Incomprehensible Certainty

Caldwell Auditorium, Caldwell Hall, The Catholic University of America

Join the IHE for a panel discussion on Thomas Pfau’s Incomprehensible Certainty: Metaphysics and Hermeneutics of the Image (Notre Dame Press, 2022).

A livestream is available here.

Incomprehensible Certainty presents a sustained reflection on the nature of images and the phenomenology of visual experience. Taking the “image” (eikōn) as the essential medium of art and literature and as foundational for the intuitive ways in which we make contact with our “lifeworld,” Thomas Pfau draws in equal measure on Platonic metaphysics and modern phenomenology to advance a series of interlocking claims. First, Pfau shows that, beginning with Plato’s later dialogues, being and appearance came to be understood as ontologically distinct from (but no longer opposed to) one another. Second, in contrast to the idol that is typically gazed at and visually consumed as an object of desire, this study positions the image as a medium whose intrinsic abundance and excess reveal to us its metaphysical function—namely, as the visible analogue of an invisible, numinous reality. Finally, the interpretations unfolded in this book (from Plato, Plotinus, Pseudo-Dionysius, John Damascene via Bernard of Clairvaux, Bonaventure, Julian of Norwich, and Nicholas of Cusa to modern writers and artists such as Goethe, Ruskin, Turner, Hopkins, Cézanne, and Rilke) affirm the essential complementarity of image and word, visual intuition and hermeneutic practice, in theology, philosophy, and literature. Like Pfau’s previous book, Minding the ModernIncomprehensible Certainty is a major work. With over fifty illustrations, the book will interest students and scholars of philosophy, theology, literature, and art history.

Panelists: 

Thomas Pfau is the Alice Mary Baldwin Professor of English, with a secondary appointment in the Divinity School at Duke University. He has published some fifty essays on literary, philosophical, and theological subjects ranging from the 18th through the early 20th  century. In addition to two translations, of Hölderlin and Schelling (SUNY Press, 1987 and 1994), he has also edited seven essay collections and special journal issues and is the author of four monographs: Wordsworth’s Profession  (Stanford UP 1997), Romantic Moods: Paranoia, Trauma, Melancholy, 1790-1840  (Johns Hopkins UP 2005)  Minding the Modern: Intellectual Traditions, Human Agency, and Responsible Knowledge  (Notre Dame UP, 2013), and Incomprehensible Certainty: Metaphysics and Hermeneutics of the Image (Notre Dame UP, 2022). He in the early stages of a new book project focused on the relationship between poetry and theology from 1800 to the present.
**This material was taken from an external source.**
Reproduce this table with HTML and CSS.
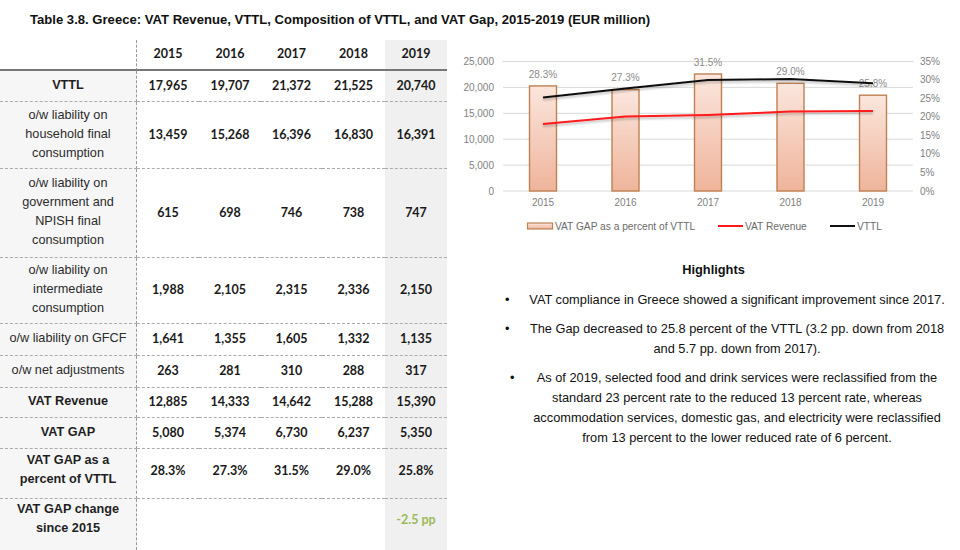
FILE: index.html
```html
<!DOCTYPE html>
<html lang="en">
<head>
<meta charset="utf-8">
<title>Greece VAT Gap</title>
<link rel="stylesheet" href="styles.css">
</head>
<body>
<h1 class="title">Table 3.8. Greece: VAT Revenue, VTTL, Composition of VTTL, and VAT Gap, 2015-2019 (EUR million)</h1>
<div class="main">
  <div class="vat-table">
    <div class="cell label head"></div>
    <div class="cell num head">2015</div>
    <div class="cell num head">2016</div>
    <div class="cell num head">2017</div>
    <div class="cell num head">2018</div>
    <div class="cell num head last">2019</div>

    <div class="cell label bold">VTTL</div>
    <div class="cell num">17,965</div>
    <div class="cell num">19,707</div>
    <div class="cell num">21,372</div>
    <div class="cell num">21,525</div>
    <div class="cell num last">20,740</div>

    <div class="cell label">o/w liability on household final consumption</div>
    <div class="cell num">13,459</div>
    <div class="cell num">15,268</div>
    <div class="cell num">16,396</div>
    <div class="cell num">16,830</div>
    <div class="cell num last">16,391</div>

    <div class="cell label">o/w liability on government and NPISH final consumption</div>
    <div class="cell num">615</div>
    <div class="cell num">698</div>
    <div class="cell num">746</div>
    <div class="cell num">738</div>
    <div class="cell num last">747</div>

    <div class="cell label">o/w liability on intermediate consumption</div>
    <div class="cell num">1,988</div>
    <div class="cell num">2,105</div>
    <div class="cell num">2,315</div>
    <div class="cell num">2,336</div>
    <div class="cell num last">2,150</div>

    <div class="cell label">o/w liability on GFCF</div>
    <div class="cell num">1,641</div>
    <div class="cell num">1,355</div>
    <div class="cell num">1,605</div>
    <div class="cell num">1,332</div>
    <div class="cell num last">1,135</div>

    <div class="cell label">o/w net adjustments</div>
    <div class="cell num">263</div>
    <div class="cell num">281</div>
    <div class="cell num">310</div>
    <div class="cell num">288</div>
    <div class="cell num last">317</div>

    <div class="cell label bold">VAT Revenue</div>
    <div class="cell num">12,885</div>
    <div class="cell num">14,333</div>
    <div class="cell num">14,642</div>
    <div class="cell num">15,288</div>
    <div class="cell num last">15,390</div>

    <div class="cell label bold">VAT GAP</div>
    <div class="cell num">5,080</div>
    <div class="cell num">5,374</div>
    <div class="cell num">6,730</div>
    <div class="cell num">6,237</div>
    <div class="cell num last">5,350</div>

    <div class="cell label bold pct">VAT GAP as a percent of VTTL</div>
    <div class="cell num pct">28.3%</div>
    <div class="cell num pct">27.3%</div>
    <div class="cell num pct">31.5%</div>
    <div class="cell num pct">29.0%</div>
    <div class="cell num last pct">25.8%</div>

    <div class="cell label bold end">VAT GAP change since 2015</div>
    <div class="cell num end"></div>
    <div class="cell num end"></div>
    <div class="cell num end"></div>
    <div class="cell num end"></div>
    <div class="cell num last end green">-2.5 pp</div>
  </div>

  <div class="side">
    <svg class="chart" width="513" height="200" viewBox="447 40 513 200" xmlns="http://www.w3.org/2000/svg">
      <defs>
        <linearGradient id="barg" x1="0" y1="0" x2="0" y2="1">
          <stop offset="0" stop-color="#fbe6dd"/>
          <stop offset="1" stop-color="#efb49b"/>
        </linearGradient>
        <filter id="shadow" x="-5%" y="-50%" width="110%" height="200%">
          <feDropShadow dx="0" dy="2" stdDeviation="1.2" flood-color="#000" flood-opacity="0.25"/>
        </filter>
      </defs>
      <g class="grid">
        <line x1="503" y1="61.5" x2="913" y2="61.5"/>
        <line x1="503" y1="87.4" x2="913" y2="87.4"/>
        <line x1="503" y1="113.3" x2="913" y2="113.3"/>
        <line x1="503" y1="139.2" x2="913" y2="139.2"/>
        <line x1="503" y1="165.1" x2="913" y2="165.1"/>
        <line x1="503" y1="191" x2="913" y2="191"/>
      </g>
      <g class="axis-left">
        <text x="494" y="65">25,000</text>
        <text x="494" y="91">20,000</text>
        <text x="494" y="116.5">15,000</text>
        <text x="494" y="142.5">10,000</text>
        <text x="494" y="168.5">5,000</text>
        <text x="494" y="194.5">0</text>
      </g>
      <g class="axis-right">
        <text x="920" y="65">35%</text>
        <text x="920" y="83.4">30%</text>
        <text x="920" y="101.9">25%</text>
        <text x="920" y="120.4">20%</text>
        <text x="920" y="138.8">15%</text>
        <text x="920" y="157.3">10%</text>
        <text x="920" y="175.8">5%</text>
        <text x="920" y="194.5">0%</text>
      </g>
      <g class="bars">
        <rect x="529.5" y="85.9" width="27" height="105.1"/>
        <rect x="612" y="89.6" width="27" height="101.4"/>
        <rect x="694.5" y="74" width="27" height="117"/>
        <rect x="777" y="83.3" width="27" height="107.7"/>
        <rect x="859.5" y="95.2" width="27" height="95.8"/>
      </g>
      <g class="bar-labels">
        <text x="543" y="77.5">28.3%</text>
        <text x="625.5" y="81">27.3%</text>
        <text x="708" y="65.5">31.5%</text>
        <text x="790.5" y="75">29.0%</text>
        <text x="873" y="87">25.8%</text>
      </g>
      <polyline class="line-red" points="543,124 625.5,116.5 708,114.9 790.5,111.5 873,111"/>
      <polyline class="line-black" points="543,97.6 625.5,88.5 708,79.9 790.5,79.1 873,83.2"/>
      <g class="axis-x">
        <text x="543" y="205.5">2015</text>
        <text x="625.5" y="205.5">2016</text>
        <text x="708" y="205.5">2017</text>
        <text x="790.5" y="205.5">2018</text>
        <text x="873" y="205.5">2019</text>
      </g>
      <g class="legend">
        <rect class="swatch" x="527.5" y="223" width="25" height="6"/>
        <text x="555" y="229.5">VAT GAP as a percent of VTTL</text>
        <line class="lg-red" x1="718" y1="226" x2="743" y2="226"/>
        <text x="745" y="229.5">VAT Revenue</text>
        <line class="lg-black" x1="830" y1="226" x2="855" y2="226"/>
        <text x="857" y="229.5">VTTL</text>
      </g>
    </svg>

    <section class="highlights">
      <h2 class="hl-title">Highlights</h2>
      <ul class="hl-list">
        <li class="hl-item"><span class="dot">•</span><span class="hl-text">VAT compliance in Greece showed a significant improvement since 2017.</span></li>
        <li class="hl-item"><span class="dot">•</span><span class="hl-text">The Gap decreased to 25.8 percent of the VTTL (3.2 pp. down from 2018 and 5.7 pp. down from 2017).</span></li>
        <li class="hl-item shifted"><span class="dot">•</span><span class="hl-text">As of 2019, selected food and drink services were reclassified from the standard 23 percent rate to the reduced 13 percent rate, whereas accommodation services, domestic gas, and electricity were reclassified from 13 percent to the lower reduced rate of 6 percent.</span></li>
      </ul>
    </section>
  </div>
</div>
</body>
</html>
```
FILE: styles.css
```css
* { box-sizing: border-box; }

html, body {
  margin: 0;
  padding: 0;
  background: #ffffff;
}

body {
  width: 960px;
  height: 550px;
  overflow: hidden;
  font-family: "Liberation Sans", Arial, sans-serif;
  color: #1a1a1a;
}

.title {
  margin: 0;
  height: 40px;
  line-height: 40px;
  padding-left: 30px;
  font-size: 13.1px;
  font-weight: bold;
  color: #111;
}

.main {
  display: flex;
  align-items: flex-start;
}

/* ---------- table ---------- */
.vat-table {
  width: 447px;
  flex: none;
  display: grid;
  grid-template-columns: 137px 62px 62px 61px 63px 62px;
  grid-template-rows: 31px 31px 67px 89px 66px 32px 32px 30px 31px 50px 51px;
}

.cell {
  display: flex;
  align-items: center;
  justify-content: center;
  text-align: center;
  padding-bottom: 2px;
  border-bottom: 1px dashed #ababab;
}

.cell.head {
  border-bottom: 2px solid #777777;
  padding-bottom: 3px;
}

.cell.pct {
  padding-bottom: 7px;
}

.cell.end {
  border-bottom: none;
  padding-bottom: 11px;
}

.label {
  padding-left: 5px;
  padding-right: 5px;
  font-family: "Liberation Sans", Arial, sans-serif;
  font-size: 12.7px;
  line-height: 19px;
  color: #2b2b2b;
  background: #f6f6f6;
  border-right: 1px dashed #9a9a9a;
}

.label.head {
  background: #ffffff;
}

.label.bold {
  font-weight: bold;
  color: #1f1f1f;
}

.num {
  font-family: Lato, "Open Sans", sans-serif;
  font-weight: bold;
  font-size: 12.5px;
  color: #1a1a1a;
}

.num.last {
  background: #f0f0f0;
}

.green {
  color: #9bbb59;
}

/* ---------- chart ---------- */
.side {
  width: 513px;
  flex: none;
  display: flex;
  flex-direction: column;
}

.chart {
  display: block;
  font-family: "Liberation Sans", Arial, sans-serif;
}

.grid line {
  stroke: #d9d9d9;
  stroke-width: 1;
}

.axis-left text {
  font-size: 10px;
  fill: #7f7f7f;
  text-anchor: end;
}

.axis-right text {
  font-size: 10px;
  fill: #7f7f7f;
  text-anchor: start;
}

.axis-x text {
  font-size: 10px;
  fill: #7f7f7f;
  text-anchor: middle;
}

.bars rect {
  fill: url(#barg);
  stroke: #bf8152;
  stroke-width: 1.4;
}

.bar-labels text {
  font-size: 10px;
  fill: #8a8a8a;
  text-anchor: middle;
}

.line-red {
  fill: none;
  stroke: #ff1a1a;
  stroke-width: 2;
  filter: url(#shadow);
}

.line-black {
  fill: none;
  stroke: #111111;
  stroke-width: 2;
  filter: url(#shadow);
}

.legend text {
  font-size: 10.2px;
  fill: #6a6a6a;
}

.legend .swatch {
  fill: url(#barg);
  stroke: #bf8152;
  stroke-width: 1.2;
}

.lg-red {
  stroke: #ff1a1a;
  stroke-width: 2;
}

.lg-black {
  stroke: #111111;
  stroke-width: 2;
}

/* ---------- highlights ---------- */
.highlights {
  padding-left: 20px;
  margin-top: 20px;
}

.hl-title {
  margin: 0;
  font-size: 12.8px;
  line-height: 20px;
  font-weight: bold;
  text-align: center;
  color: #111;
}

.hl-list {
  list-style: none;
  margin: 10px 0 0 0;
  padding: 0;
  display: flex;
  flex-direction: column;
  gap: 9px;
}

.hl-item {
  display: flex;
  font-size: 12.8px;
  line-height: 20px;
  color: #111;
}

.dot {
  width: 60px;
  flex: none;
  padding-left: 38px;
}

.hl-item.shifted .dot {
  padding-left: 43px;
}

.hl-text {
  width: 420px;
  text-align: center;
}
```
D.C. Schindler is Professor of Metaphysics and Anthropology at the Pontifical John Paul II Institute. He is concerned above all with shedding light on contemporary cultural challenges and philosophical questions by drawing on the resources of the classical Christian tradition.  His principal thematic focus is metaphysics and philosophical anthropology, but he also works in political philosophy, phenomenology, the philosophy of science, the philosophy of religion, and philosophical theology.  His main historical areas are ancient Greek philosophy (especially Plato and Neoplatonism), German philosophy (especially Hegel and Heidegger), and Catholic philosophy (especially Aquinas and 20th Century Thomism).

Msgr. Robert Sokolowski is a priest of the Archdiocese of Hartford, Connecticut. He was a Basselin Scholar in the School of Philosophy at The Catholic University of America, studied theology at the American College in Louvain, Belgium, and was ordained in 1961. He obtained his doctorate in philosophy at Louvain in 1963. He has taught in the School of Philosophy since then, with visiting positions at the Graduate Faculty of the New School University in 1969-1970, the University of Texas at Austin in 1978, Villanova University in 1983, and Yale University in 1992. He also served as a consultant at the Los Alamos National Laboratory from 1981-1989 and gave the Oppenheimer Memorial Lecture in 1996. He was appointed the Elizabeth Breckenridge Caldwell Professor at The Catholic University in 2001.